I scream at my kids too. i don't enjoy doing it, but i swear sometimes they don't actually start listening until i raise my voice.

Rockin' Hejabi said...

It's a good thing dragonfly.

I think wearing the hijab is a good thing, but certainly not an essential thing to be a spriritually centered person.

After all, the Quran states there shall be no compulsion in religion....and it says to COVER YOUR BOSOMS (with your headcovering).... ie the point being not to flail your breasts at just anyone, that modesty is essential when in the public's eye!

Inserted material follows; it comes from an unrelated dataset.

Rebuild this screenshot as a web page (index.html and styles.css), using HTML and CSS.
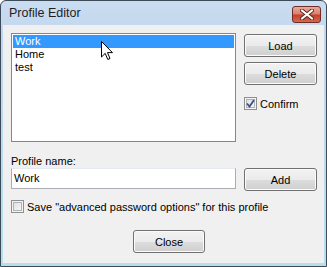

Yes, I have to be better about the screaming etc. Inshallah more zhikr (meditation) can cure even the worst screaming fits!

Beach Bum said...

A few decades ago I remember some in my family talking trash about Catholics and how the pope could end up running the country. They were some form of Bapist at the time. Now my uncle's best friend is a big honcho at his local parish.
As time goes on and people realize Muslims just want to raise their kids in peace like everyone else my best guess is that everyone should get use to it.
Ignorance is the greatest enemy of Humanity but we seem to have a love of wallowing in it.
As for screaming at the kids, yes I do it as well and dragonfly is right in that they don't listen until voices are raised or butts get popped at times.

Rockin' Hejabi said...

Well, I've realized that screaming at them is more of a way to vent my frustration with them and/or the situation...I definitley can be better about how I redirect them, and am finding other ways to vent my frustrations...Daily meditation, possibly the hijab, and definitley the new aerobics and weight lifting routine at the Y I've started are all helping tremendously!

That Deborah Girl said...

Actually, I think it's good for the locals to see you doing normal mom things like yelling at your kids or eating a sandwich.

Having perfect behavior only reinforces the weird notion that you are a drone without a choice, not a strong woman who has chosen her way of life.

No matter what you do, white people will always look at you funny, that's just their way.

Rockin' Hejabi said...

LOL I'm White! ...but yes, I know what you mean!